Pour le Docteur Laurent Karila, psychologue et spécialiste de l’addiction sexuelle : «Visionner une scène pornographique à un âge très précoce, sept-huit ans, est psychiquement similaire à un abus sexuel, à cause de la violence des images. »
Alors dans l’intérêt de l’enfant, il faut poser les mots.
Se battre CONTRE l’éducation à la sexualité à l’école, c’est :
– Refuser à son enfant l’accès à une déconstruction de ces violences : c’est une violence parentale. La très grande majorité des adolescents ne veulent pas en parler avec leurs parents (étape de construction psychologique normale). Leur première source d’information est leurs pairs et internet. Ce n’est pas en priorité avec son parent que l’on va discuter de la dernière vidéo porno vue. Même si les parents ont leur place et leur responsabilité dans l’éducation à la sexualité, cela touche à un véritable problème de société.

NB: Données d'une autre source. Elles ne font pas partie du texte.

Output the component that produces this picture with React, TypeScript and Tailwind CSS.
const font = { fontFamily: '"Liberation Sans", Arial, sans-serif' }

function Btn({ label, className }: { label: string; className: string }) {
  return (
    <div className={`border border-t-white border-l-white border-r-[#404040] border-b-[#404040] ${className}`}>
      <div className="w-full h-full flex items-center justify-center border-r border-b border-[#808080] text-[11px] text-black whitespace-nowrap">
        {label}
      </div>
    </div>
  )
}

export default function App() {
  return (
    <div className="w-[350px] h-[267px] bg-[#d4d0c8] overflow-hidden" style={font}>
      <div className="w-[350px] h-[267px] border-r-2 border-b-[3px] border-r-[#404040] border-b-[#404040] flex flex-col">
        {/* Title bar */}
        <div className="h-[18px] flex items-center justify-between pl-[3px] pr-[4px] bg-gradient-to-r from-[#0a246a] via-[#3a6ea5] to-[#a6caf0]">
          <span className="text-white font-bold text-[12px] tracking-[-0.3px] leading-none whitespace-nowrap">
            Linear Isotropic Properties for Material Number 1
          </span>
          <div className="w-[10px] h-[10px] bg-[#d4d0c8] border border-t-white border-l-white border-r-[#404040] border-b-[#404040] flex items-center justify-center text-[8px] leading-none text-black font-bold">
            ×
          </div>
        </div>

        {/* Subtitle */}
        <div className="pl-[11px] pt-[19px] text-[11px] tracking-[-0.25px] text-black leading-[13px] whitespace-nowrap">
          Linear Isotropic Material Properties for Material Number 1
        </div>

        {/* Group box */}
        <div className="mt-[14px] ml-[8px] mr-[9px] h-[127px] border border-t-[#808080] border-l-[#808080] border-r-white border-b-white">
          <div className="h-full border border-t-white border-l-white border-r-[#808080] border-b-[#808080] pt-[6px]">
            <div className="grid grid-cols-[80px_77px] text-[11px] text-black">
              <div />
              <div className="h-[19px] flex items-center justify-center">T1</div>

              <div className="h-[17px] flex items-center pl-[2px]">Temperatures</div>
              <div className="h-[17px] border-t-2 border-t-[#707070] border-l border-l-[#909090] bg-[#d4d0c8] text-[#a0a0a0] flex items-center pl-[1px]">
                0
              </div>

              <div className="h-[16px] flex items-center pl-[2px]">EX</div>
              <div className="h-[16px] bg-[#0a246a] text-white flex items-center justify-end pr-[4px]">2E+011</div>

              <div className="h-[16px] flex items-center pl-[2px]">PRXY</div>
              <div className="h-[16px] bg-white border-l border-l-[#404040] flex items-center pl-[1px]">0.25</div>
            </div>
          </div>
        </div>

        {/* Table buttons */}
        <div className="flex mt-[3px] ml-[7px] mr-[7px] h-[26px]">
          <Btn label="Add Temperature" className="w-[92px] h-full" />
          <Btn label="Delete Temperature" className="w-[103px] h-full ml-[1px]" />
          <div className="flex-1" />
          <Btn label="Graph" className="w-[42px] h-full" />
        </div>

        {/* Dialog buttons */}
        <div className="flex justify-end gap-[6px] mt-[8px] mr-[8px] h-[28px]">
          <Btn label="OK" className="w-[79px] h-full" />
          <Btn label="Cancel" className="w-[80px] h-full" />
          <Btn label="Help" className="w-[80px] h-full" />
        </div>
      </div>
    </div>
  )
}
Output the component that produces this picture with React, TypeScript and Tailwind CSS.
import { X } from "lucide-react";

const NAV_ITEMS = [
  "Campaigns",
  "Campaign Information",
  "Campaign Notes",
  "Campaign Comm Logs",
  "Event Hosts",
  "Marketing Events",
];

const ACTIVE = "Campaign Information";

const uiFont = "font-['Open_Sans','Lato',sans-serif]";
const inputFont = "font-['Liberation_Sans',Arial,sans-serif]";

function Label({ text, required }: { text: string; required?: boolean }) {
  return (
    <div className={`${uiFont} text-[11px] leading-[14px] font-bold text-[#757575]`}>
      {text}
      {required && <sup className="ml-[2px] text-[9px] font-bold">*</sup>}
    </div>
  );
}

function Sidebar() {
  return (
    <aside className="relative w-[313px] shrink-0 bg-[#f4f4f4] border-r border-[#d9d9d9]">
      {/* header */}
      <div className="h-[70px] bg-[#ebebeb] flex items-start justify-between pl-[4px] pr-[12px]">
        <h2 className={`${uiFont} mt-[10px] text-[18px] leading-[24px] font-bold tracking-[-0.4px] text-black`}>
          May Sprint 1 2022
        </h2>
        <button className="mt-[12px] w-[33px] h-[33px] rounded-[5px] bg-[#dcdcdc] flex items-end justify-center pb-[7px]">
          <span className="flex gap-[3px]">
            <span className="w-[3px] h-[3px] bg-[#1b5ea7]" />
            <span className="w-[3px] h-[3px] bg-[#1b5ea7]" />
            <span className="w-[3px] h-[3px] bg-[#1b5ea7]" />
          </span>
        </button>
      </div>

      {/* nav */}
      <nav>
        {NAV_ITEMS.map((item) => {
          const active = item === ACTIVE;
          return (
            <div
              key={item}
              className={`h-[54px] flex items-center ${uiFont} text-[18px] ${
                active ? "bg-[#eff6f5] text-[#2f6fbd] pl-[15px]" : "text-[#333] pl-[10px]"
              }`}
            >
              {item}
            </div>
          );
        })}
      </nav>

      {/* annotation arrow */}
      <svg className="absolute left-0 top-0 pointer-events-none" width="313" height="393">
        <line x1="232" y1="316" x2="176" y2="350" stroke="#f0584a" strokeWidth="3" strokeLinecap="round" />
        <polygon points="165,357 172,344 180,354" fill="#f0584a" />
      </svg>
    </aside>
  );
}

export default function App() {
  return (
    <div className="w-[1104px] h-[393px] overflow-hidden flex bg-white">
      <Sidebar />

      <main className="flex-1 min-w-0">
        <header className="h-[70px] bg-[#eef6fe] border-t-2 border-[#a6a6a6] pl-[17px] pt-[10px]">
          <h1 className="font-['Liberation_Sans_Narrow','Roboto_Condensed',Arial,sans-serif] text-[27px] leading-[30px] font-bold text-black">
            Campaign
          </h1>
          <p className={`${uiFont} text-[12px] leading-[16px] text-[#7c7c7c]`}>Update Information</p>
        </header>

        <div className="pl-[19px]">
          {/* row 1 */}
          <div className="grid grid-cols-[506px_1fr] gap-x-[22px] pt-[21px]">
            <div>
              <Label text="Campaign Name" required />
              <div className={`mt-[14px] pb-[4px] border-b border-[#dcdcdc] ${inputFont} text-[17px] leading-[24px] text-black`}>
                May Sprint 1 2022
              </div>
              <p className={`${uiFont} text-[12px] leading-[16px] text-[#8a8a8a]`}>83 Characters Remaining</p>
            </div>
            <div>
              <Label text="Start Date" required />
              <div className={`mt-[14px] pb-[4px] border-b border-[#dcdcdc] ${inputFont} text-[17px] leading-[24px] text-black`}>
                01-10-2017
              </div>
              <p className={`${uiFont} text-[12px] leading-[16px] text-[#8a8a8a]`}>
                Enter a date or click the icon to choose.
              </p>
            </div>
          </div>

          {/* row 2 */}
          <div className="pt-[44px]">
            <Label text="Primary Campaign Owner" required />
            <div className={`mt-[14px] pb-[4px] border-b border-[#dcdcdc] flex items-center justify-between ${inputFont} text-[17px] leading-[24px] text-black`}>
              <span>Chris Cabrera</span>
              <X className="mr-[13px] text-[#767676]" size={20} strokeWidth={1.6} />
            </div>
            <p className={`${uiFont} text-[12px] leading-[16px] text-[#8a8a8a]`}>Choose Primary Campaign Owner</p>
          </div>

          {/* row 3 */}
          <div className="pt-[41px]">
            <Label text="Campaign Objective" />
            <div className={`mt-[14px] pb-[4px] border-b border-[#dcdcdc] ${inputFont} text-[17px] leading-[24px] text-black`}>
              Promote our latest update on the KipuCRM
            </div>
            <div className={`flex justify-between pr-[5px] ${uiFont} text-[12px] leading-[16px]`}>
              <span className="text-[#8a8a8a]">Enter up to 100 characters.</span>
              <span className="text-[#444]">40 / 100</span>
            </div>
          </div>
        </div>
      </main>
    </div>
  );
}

– Empêcher son enfant d’avoir accès à l’éducation à l’image (et non, on ne leur montre pas des images pornographiques à l’école, il suffit de travailler sur la publicité !) et au décryptage de la société capitaliste. (35 millions d’euros de chiffre d’affaires en 2017 pour M Dorcel, le roi du porno ! Et combien pour les femmes ?)
– Laisser place aux injonctions de genre qui favorisent les violences faites aux femmes.
– Contraindre son enfant victime de violences sexuelles familiales à n’avoir aucune personne extérieure pour en parler. C’est faire le jeu de l’inceste familial, qui touche 6% de la population Française. « Lavons notre linge sale en famille », Mais bien sûr ! Ça rappelle étrangement des positionnements au sein de groupes religieux, l’affaire Barbarin pour ne citer qu’elle et parce qu’elle a été récemment médiatisée.
Je pense à vous Sylvain*, Céline*, Cathy* et Cécile* (et à vos parents) qui m’avez confiée les violences subies, parce que j’avais ouvert la porte, que nous avons accompagnés à comprendre, à nommer, à se déculpabiliser et jusqu’au tribunal parfois pour faire appliquer les lois.
Je pense à vous Noémie* et Claire* (et à vos parents) que j’ai accompagnées à exercer votre droit à l’avortement.
Je pense à vous Virginie* et Lola* (et à vos parents) que j’ai accompagnée à exercer votre droit d’être de jeunes mamans.
Je le referais ? Assurément.
Combattons pour une véritable application des lois : en matière d’éducation à la sexualité, de pédo-criminalité et de protection des mineurs.
Combattons pour la formation de tous les professionnels de l’éducation.
Combattons la libéralisation sexuelle et l’exploitation du corps des femmes via la pornographie et la prostitution.
Combattons le patriarcat et sauvons les femmes et les enfants.
L’ennemi n’est pas la prof qui répond aux questions de ses élèves, un peu de sérieux !
Ne vous trompez pas de combat.
*Prénoms modifiés
NB : Le rapport 2016 sur la sexualité des jeunes, du Haut Conseil à l’Egalité Femme Homme, reprend, chiffre et source les éléments de cet article.